Convergence of these series $$\sum_{n=1}^\infty \frac{2nx^{n}}{(n+1)^{2}3^{n}} \tag{1}$$
$$\sum_{n=1}^\infty x^{n}\tan\frac{x}{4^{n}}\tag{2}$$
Is there any good article that describes an equivalents like if $$ \lim_{n\to\infty} \sin\frac{2\pi}{3^{n}} \sim \frac{2\pi}{3^{n}}\tag{3}$$
(am I right about $(3)$?)
 A: $\lim_{n\to\infty} \sin\frac{2\pi}{3^{n}} \sim \frac{2\pi}{3^{n}}\tag{3}$ Is correct since $\lim_{x\to 0 }  \dfrac{sinx}{x}=1$ and since sinus is continuous this holds for any sequence 
 ${x_n\to 0}$
A: The assertion
$$ \lim_{x\to\infty} \sin\frac{2\pi}{3^{n}} \sim \frac{2\pi}{3^{n}}$$
is perhaps not precise enough for our needs. But it can be made precise, in a form useful for Ratio Test calculations. 
We have 
$$\lim_{t\to 0}\frac{\sin t}{t}=1.$$
We can replace $\sin\left(\frac{2\pi}{3^n}\right)$ by 
$$\frac{\sin\left(\frac{2\pi}{3^n}\right)}{\frac{2\pi}{3^n}}\frac{2\pi}{3^n}.$$
The first term goes safely to $1$, while $\frac{2\pi}{3^n}$ "plays nicely" with the Ratio Test. 
We can do precisely the same thing with $\tan\left(\frac{x}{4^n}\right)$ for $x\ne 0$.  Since 
$$\lim_{t\to 0}\frac{\tan t}{t}=1,$$ 
use
$$\frac{\tan\left(\frac{x}{4^n}\right)}{\frac{x}{4^n}}\frac{x}{4^n}$$
in the Ratio Test limit calculation. The front part has limit $1$, so it ford not affect the Ratio Test limit. 

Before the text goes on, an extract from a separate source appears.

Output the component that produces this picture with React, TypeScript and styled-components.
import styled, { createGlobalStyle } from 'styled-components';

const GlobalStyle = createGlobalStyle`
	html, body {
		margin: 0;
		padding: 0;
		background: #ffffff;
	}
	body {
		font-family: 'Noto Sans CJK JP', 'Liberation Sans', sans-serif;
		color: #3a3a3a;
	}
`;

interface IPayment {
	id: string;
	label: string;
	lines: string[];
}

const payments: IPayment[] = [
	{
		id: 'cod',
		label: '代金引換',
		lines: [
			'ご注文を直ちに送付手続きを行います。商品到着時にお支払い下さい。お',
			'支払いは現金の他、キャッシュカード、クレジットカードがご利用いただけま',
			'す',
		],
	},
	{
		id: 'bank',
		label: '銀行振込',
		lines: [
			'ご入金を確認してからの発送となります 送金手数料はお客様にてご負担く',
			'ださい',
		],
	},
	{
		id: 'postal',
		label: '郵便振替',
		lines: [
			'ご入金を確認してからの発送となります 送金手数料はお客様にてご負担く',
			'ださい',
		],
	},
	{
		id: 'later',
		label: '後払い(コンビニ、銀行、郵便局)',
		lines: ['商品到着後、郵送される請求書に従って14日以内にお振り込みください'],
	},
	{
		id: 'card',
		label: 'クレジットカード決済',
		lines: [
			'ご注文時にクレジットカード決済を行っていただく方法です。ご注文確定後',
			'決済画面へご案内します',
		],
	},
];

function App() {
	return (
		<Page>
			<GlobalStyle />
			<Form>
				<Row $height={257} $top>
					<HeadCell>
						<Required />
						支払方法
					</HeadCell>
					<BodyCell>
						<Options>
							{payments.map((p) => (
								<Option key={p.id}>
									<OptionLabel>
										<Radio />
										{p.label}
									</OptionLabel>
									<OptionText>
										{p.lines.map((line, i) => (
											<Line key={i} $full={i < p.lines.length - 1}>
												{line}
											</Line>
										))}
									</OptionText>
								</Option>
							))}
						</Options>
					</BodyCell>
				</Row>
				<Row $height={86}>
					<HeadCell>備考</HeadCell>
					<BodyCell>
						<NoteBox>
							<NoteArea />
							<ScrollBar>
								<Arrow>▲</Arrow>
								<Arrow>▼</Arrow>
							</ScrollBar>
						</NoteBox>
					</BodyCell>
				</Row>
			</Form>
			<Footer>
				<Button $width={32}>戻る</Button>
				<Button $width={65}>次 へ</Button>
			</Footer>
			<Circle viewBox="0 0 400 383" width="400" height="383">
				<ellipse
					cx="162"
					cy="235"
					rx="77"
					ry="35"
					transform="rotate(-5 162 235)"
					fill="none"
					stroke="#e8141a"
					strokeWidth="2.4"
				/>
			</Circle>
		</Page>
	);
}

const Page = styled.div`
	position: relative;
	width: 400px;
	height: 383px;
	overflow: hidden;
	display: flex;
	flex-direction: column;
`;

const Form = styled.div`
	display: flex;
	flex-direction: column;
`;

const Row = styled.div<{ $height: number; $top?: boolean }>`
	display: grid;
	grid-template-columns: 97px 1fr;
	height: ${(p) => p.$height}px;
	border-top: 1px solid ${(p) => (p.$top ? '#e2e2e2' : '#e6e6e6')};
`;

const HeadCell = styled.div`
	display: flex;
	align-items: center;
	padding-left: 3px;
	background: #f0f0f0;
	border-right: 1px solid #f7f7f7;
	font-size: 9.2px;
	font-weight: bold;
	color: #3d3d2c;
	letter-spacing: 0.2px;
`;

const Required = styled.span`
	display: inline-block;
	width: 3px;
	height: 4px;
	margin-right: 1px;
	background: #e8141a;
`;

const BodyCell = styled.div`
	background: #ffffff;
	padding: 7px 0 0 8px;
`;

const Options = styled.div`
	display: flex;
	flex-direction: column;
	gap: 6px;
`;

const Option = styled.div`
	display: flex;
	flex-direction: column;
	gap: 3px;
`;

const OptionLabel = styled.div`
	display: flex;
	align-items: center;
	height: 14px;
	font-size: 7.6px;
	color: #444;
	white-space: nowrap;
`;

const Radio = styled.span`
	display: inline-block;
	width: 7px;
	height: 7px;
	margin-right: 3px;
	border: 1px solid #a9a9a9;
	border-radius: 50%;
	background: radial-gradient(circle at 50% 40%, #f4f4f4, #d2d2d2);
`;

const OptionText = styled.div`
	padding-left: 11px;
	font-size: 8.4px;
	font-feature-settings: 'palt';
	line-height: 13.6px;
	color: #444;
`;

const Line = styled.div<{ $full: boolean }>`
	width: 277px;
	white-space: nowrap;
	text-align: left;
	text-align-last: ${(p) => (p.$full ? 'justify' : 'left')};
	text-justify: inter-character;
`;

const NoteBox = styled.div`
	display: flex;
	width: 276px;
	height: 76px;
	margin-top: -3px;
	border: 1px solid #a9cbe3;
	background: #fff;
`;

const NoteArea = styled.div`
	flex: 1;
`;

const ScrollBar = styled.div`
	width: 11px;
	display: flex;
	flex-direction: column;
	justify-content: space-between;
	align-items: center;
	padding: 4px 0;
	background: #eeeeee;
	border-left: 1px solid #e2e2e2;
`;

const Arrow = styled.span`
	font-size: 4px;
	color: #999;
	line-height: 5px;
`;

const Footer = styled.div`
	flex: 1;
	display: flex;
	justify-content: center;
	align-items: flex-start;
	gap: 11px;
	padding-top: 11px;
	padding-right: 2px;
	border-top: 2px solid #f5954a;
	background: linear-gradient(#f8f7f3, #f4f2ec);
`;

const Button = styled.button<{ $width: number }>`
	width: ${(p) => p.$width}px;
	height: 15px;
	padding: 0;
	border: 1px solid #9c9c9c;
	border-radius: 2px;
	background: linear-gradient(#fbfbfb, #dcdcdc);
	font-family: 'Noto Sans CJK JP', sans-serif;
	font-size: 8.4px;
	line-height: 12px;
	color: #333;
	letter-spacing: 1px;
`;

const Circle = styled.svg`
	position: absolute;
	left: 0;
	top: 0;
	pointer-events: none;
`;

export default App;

Remark: More informally, we can simply replace $\tan(x/4^n)$ by $x/4^n$. However, that is likely to be considered too informal in a homework problem when an important  focus of the course is careful justification. Later, when one is doing "real" work, we can be more casual, for we know that formal detail could be supplied. 
In answer to an earlier comment of yours, $\cos x$ is nearly $1$ if $x$ is close to $0$. But it can be useful to know that since the first $2$ terms of the power series of $\cos x$ are $1-\frac{x^2}{2}$, near $0$ the function $1-\cos x$ behaves like $\frac{x^2}{2}$.